### Recorded information
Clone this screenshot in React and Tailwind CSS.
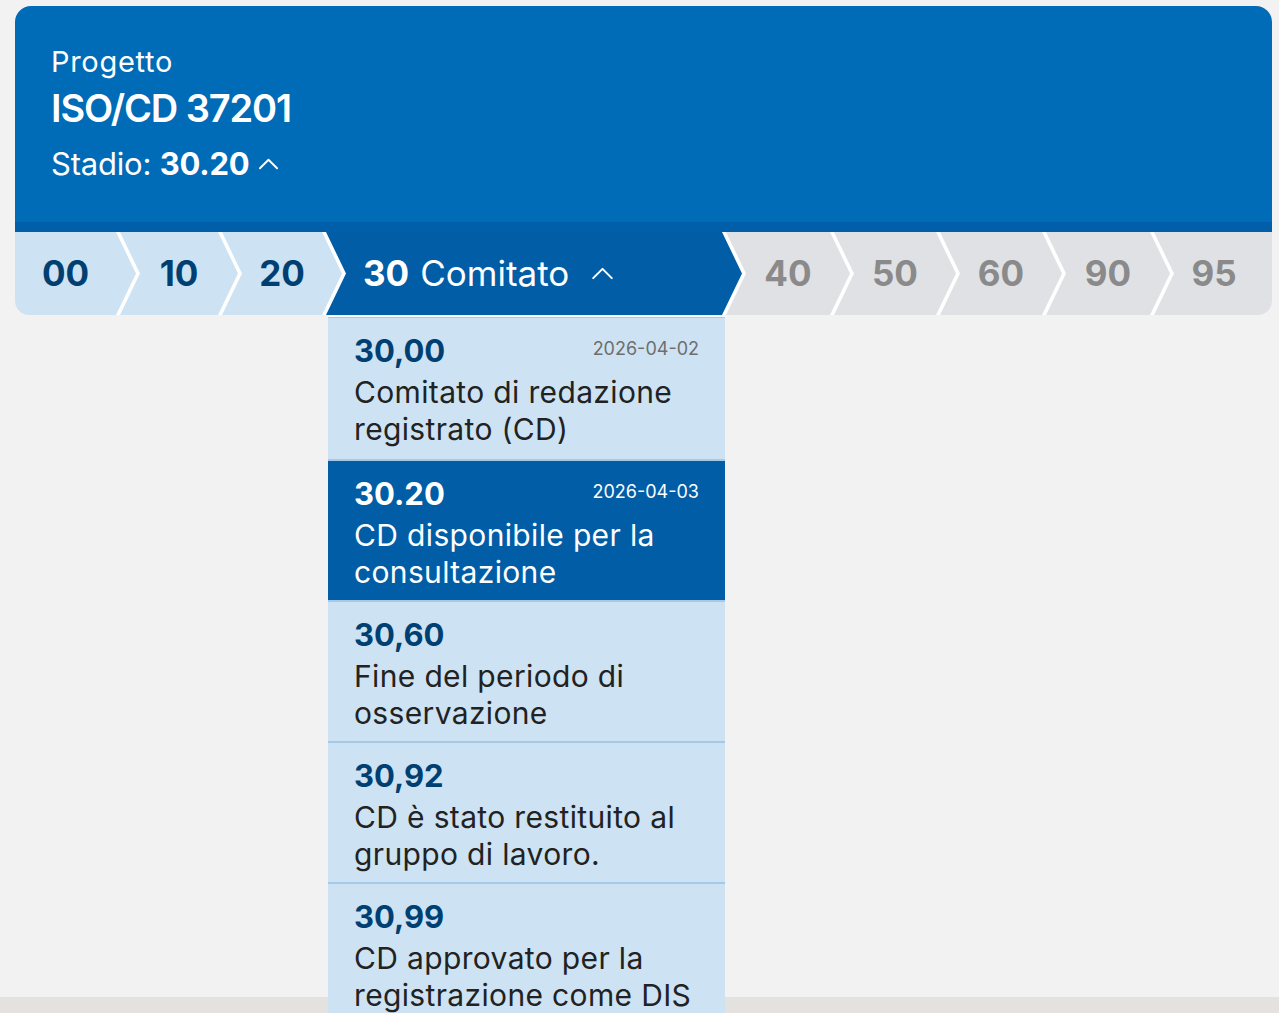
import React from "react";

const Chevron = ({ className }) => (
  <svg viewBox="0 0 24 14" className={className} fill="none" stroke="currentColor" strokeWidth="2.2" strokeLinecap="round" strokeLinejoin="round">
    <polyline points="2,12 12,2 22,12" />
  </svg>
);

const CLIP_FIRST = "polygon(0 0, calc(100% - 20px) 0, 100% 50%, calc(100% - 20px) 100%, 0 100%)";
const CLIP_MID = "polygon(0 0, calc(100% - 20px) 0, 100% 50%, calc(100% - 20px) 100%, 0 100%, 20px 50%)";
const CLIP_LAST = "polygon(0 0, 100% 0, 100% 100%, 0 100%, 20px 50%)";

const items = [
  { code: "30,00", date: "2026-04-02", text: ["Comitato di redazione", "registrato (CD)"] },
  { code: "30.20", date: "2026-04-03", text: ["CD disponibile per la", "consultazione"], active: true },
  { code: "30,60", text: ["Fine del periodo di", "osservazione"] },
  { code: "30,92", text: ["CD è stato restituito al", "gruppo di lavoro."] },
  { code: "30,99", text: ["CD approvato per la", "registrazione come DIS"] },
];

export default function App() {
  return (
    <div className="relative flex h-[1013px] flex-col overflow-hidden bg-[#f2f2f2] font-['Inter','Noto_Sans',sans-serif]">
      <div className="pl-[15px] pr-[7px] pt-[6px]">
        <div className="overflow-hidden rounded-[16px] rounded-b-[14px]">
          <div className="bg-[#006bb7] px-[36px] pb-[38px] pt-[39px] text-white">
            <div className="text-[29px] leading-[34px] tracking-[0.7px]">Progetto</div>
            <div className="mt-[5px] text-[38px] font-semibold leading-[48px] tracking-[-1.1px]">ISO/CD 37201</div>
            <div className="mt-[12px] flex items-center text-[31px] leading-[40px] tracking-[-0.2px]">
              <span>Stadio:&nbsp;</span>
              <span className="font-bold">30.20</span>
              <Chevron className="ml-[8px] h-[12px] w-[21px]" />
            </div>
          </div>
          <div className="h-[10px] bg-[#005fa8]" />
          <div className="flex h-[83px] bg-white text-[35px] font-bold leading-none">
            <div className="flex w-[121px] shrink-0 items-center bg-[#cde2f3] pr-[20px] text-[#003f72]" style={{ clipPath: CLIP_FIRST }}>
              <span className="w-full text-center">00</span>
            </div>
            <div className="-ml-[16px] flex w-[118px] shrink-0 items-center bg-[#cde2f3] px-[20px] text-[#003f72]" style={{ clipPath: CLIP_MID }}>
              <span className="w-full text-center">10</span>
            </div>
            <div className="-ml-[16px] flex w-[120px] shrink-0 items-center bg-[#cde2f3] px-[20px] text-[#003f72]" style={{ clipPath: CLIP_MID }}>
              <span className="w-full text-center">20</span>
            </div>
            <div className="-ml-[16px] flex w-[416px] shrink-0 items-center bg-[#005da6] pl-[37px] text-white" style={{ clipPath: CLIP_MID }}>
              <span className="font-bold">30</span>
              <span className="ml-[11px] font-normal">Comitato</span>
              <Chevron className="ml-[22px] h-[13px] w-[23px]" />
            </div>
            {[
              ["40", "w-[124px]"],
              ["50", "w-[122px]"],
              ["60", "w-[122px]"],
              ["90", "w-[124px]"],
            ].map(([n, w]) => (
              <div key={n} className={`-ml-[16px] flex ${w} shrink-0 items-center bg-[#dfe1e5] px-[20px] text-[#8a8a8a]`} style={{ clipPath: CLIP_MID }}>
                <span className="w-full text-center">{n}</span>
              </div>
            ))}
            <div className="-ml-[16px] flex flex-1 items-center bg-[#dfe1e5] pl-[20px] pr-[18px] text-[#8a8a8a]" style={{ clipPath: CLIP_LAST }}>
              <span className="w-full text-center">95</span>
            </div>
          </div>
        </div>
      </div>
      <div className="flex-1" />
      <div className="h-[16px] bg-[#e3e2df]" />

      <div className="absolute left-[328px] top-[316px] w-[397px] border-t border-white">
        <div className="border-t border-[#a6c9e8]">
          {items.map((it, i) => (
            <div
              key={it.code}
              className={`h-[141px] px-[26px] pt-[15px] ${i > 0 ? "border-t-2" : ""} ${
                it.active ? "border-[#a6c9e8] bg-[#005da6] text-white" : "border-[#a6c9e8] bg-[#cde2f3] text-[#222]"
              }`}
            >
              <div className="flex items-start justify-between">
                <span className={`text-[31px] font-bold leading-[36px] ${it.active ? "text-white" : "text-[#003f72]"}`}>{it.code}</span>
                {it.date && (
                  <span className={`mt-[4px] text-[18px] leading-[24px] ${it.active ? "text-white" : "text-[#6e6e6e]"}`}>{it.date}</span>
                )}
              </div>
              <div className="mt-[5px] text-[30px] leading-[37px] tracking-[0.35px]">
                {it.text.map((t) => (
                  <div key={t} className="whitespace-nowrap">{t}</div>
                ))}
              </div>
            </div>
          ))}
        </div>
      </div>
    </div>
  );
}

### What to produce
Copy exactly the lines running from the beginning of the listing through the line that has "100% 0, 100%". Drop the pictures.

### Solution below
Clone this screenshot in React and Tailwind CSS.
import React from "react";

const Chevron = ({ className }) => (
  <svg viewBox="0 0 24 14" className={className} fill="none" stroke="currentColor" strokeWidth="2.2" strokeLinecap="round" strokeLinejoin="round">
    <polyline points="2,12 12,2 22,12" />
  </svg>
);

const CLIP_FIRST = "polygon(0 0, calc(100% - 20px) 0, 100% 50%, calc(100% - 20px) 100%, 0 100%)";
const CLIP_MID = "polygon(0 0, calc(100% - 20px) 0, 100% 50%, calc(100% - 20px) 100%, 0 100%, 20px 50%)";
const CLIP_LAST = "polygon(0 0, 100% 0, 100% 100%, 0 100%, 20px 50%)";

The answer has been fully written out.